* **INFORMATION SUPPLIED**:
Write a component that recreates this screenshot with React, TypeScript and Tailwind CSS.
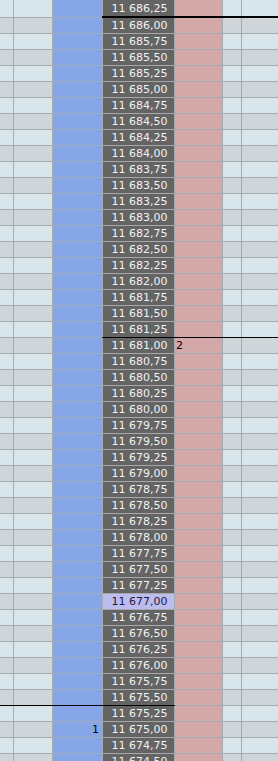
import React from 'react';

const TOP = 11686.25;
const ROWS = 48;

const fmt = (p: number) => {
    const [i, d] = p.toFixed(2).split('.');
    return i.replace(/\B(?=(\d{3})+(?!\d))/g, ' ') + ',' + d;
};

const Row = ({ k }: { k: number }) => {
    const price = TOP - k * 0.25;
    const even = k % 2 === 0;
    const side = even ? 'bg-[#d8e5eb]' : 'bg-[#d0d5da]';
    const hi = k === 37;
    return (
        <div
            className={`relative grid grid-cols-[14px_39px_50px_72px_48px_19px_36px] ${k === 0 ? 'h-[18px]' : 'h-4'}`}
        >
            <div className={`${side} border-r border-b border-[#a3acb2]`} />
            <div className={`${side} border-r border-b border-[#a3acb2]`} />
            <div className="bg-[#87a6e7] border-r border-b border-[#a3acb2] flex items-center justify-end pr-[3px] text-[11px] text-black">
                {k === 45 ? '1' : ''}
            </div>
            <div
                className={`${hi ? 'bg-[#bcbcee] text-[#1c1c3c]' : 'bg-[#646464] text-[#f2f2f2]'} border-r border-b border-[#a8a8a8] flex items-center justify-center text-[11px] pl-[2px] whitespace-nowrap`}
            >
                {fmt(price)}
            </div>
            <div className="bg-[#d4a7a8] border-r border-b border-[#a3acb2] flex items-center pl-[1px] text-[11px] text-black">
                {k === 21 ? '2' : ''}
            </div>
            <div className={`${side} border-r border-b border-[#a3acb2]`} />
            <div className={`${side} border-b border-[#a3acb2]`} />

            {/* marker lines */}
            {k === 0 && <div className="absolute left-[102px] right-0 bottom-0 h-[2px] bg-black" />}
            {k === 20 && <div className="absolute left-[102px] right-0 bottom-0 h-px bg-black" />}
            {k === 43 && <div className="absolute left-0 w-[175px] bottom-0 h-px bg-black" />}
        </div>
    );
};

export default function App() {
    return (
        <div
            className="w-[278px] h-[761px] overflow-hidden bg-[#d0d5da] leading-none"
            style={{ fontFamily: '"DejaVu Sans", sans-serif' }}
        >
            {Array.from({ length: ROWS }, (_, k) => (
                <Row key={k} k={k} />
            ))}
        </div>
    );
}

* **JOB**: Copy the material above exactly and drop the pictures.

* **SOLUTION FOR THIS EXERCISE**:
Write a component that recreates this screenshot with React, TypeScript and Tailwind CSS.
import React from 'react';

const TOP = 11686.25;
const ROWS = 48;

const fmt = (p: number) => {
    const [i, d] = p.toFixed(2).split('.');
    return i.replace(/\B(?=(\d{3})+(?!\d))/g, ' ') + ',' + d;
};

const Row = ({ k }: { k: number }) => {
    const price = TOP - k * 0.25;
    const even = k % 2 === 0;
    const side = even ? 'bg-[#d8e5eb]' : 'bg-[#d0d5da]';
    const hi = k === 37;
    return (
        <div
            className={`relative grid grid-cols-[14px_39px_50px_72px_48px_19px_36px] ${k === 0 ? 'h-[18px]' : 'h-4'}`}
        >
            <div className={`${side} border-r border-b border-[#a3acb2]`} />
            <div className={`${side} border-r border-b border-[#a3acb2]`} />
            <div className="bg-[#87a6e7] border-r border-b border-[#a3acb2] flex items-center justify-end pr-[3px] text-[11px] text-black">
                {k === 45 ? '1' : ''}
            </div>
            <div
                className={`${hi ? 'bg-[#bcbcee] text-[#1c1c3c]' : 'bg-[#646464] text-[#f2f2f2]'} border-r border-b border-[#a8a8a8] flex items-center justify-center text-[11px] pl-[2px] whitespace-nowrap`}
            >
                {fmt(price)}
            </div>
            <div className="bg-[#d4a7a8] border-r border-b border-[#a3acb2] flex items-center pl-[1px] text-[11px] text-black">
                {k === 21 ? '2' : ''}
            </div>
            <div className={`${side} border-r border-b border-[#a3acb2]`} />
            <div className={`${side} border-b border-[#a3acb2]`} />

            {/* marker lines */}
            {k === 0 && <div className="absolute left-[102px] right-0 bottom-0 h-[2px] bg-black" />}
            {k === 20 && <div className="absolute left-[102px] right-0 bottom-0 h-px bg-black" />}
            {k === 43 && <div className="absolute left-0 w-[175px] bottom-0 h-px bg-black" />}
        </div>
    );
};

export default function App() {
    return (
        <div
            className="w-[278px] h-[761px] overflow-hidden bg-[#d0d5da] leading-none"
            style={{ fontFamily: '"DejaVu Sans", sans-serif' }}
        >
            {Array.from({ length: ROWS }, (_, k) => (
                <Row key={k} k={k} />
            ))}
        </div>
    );
}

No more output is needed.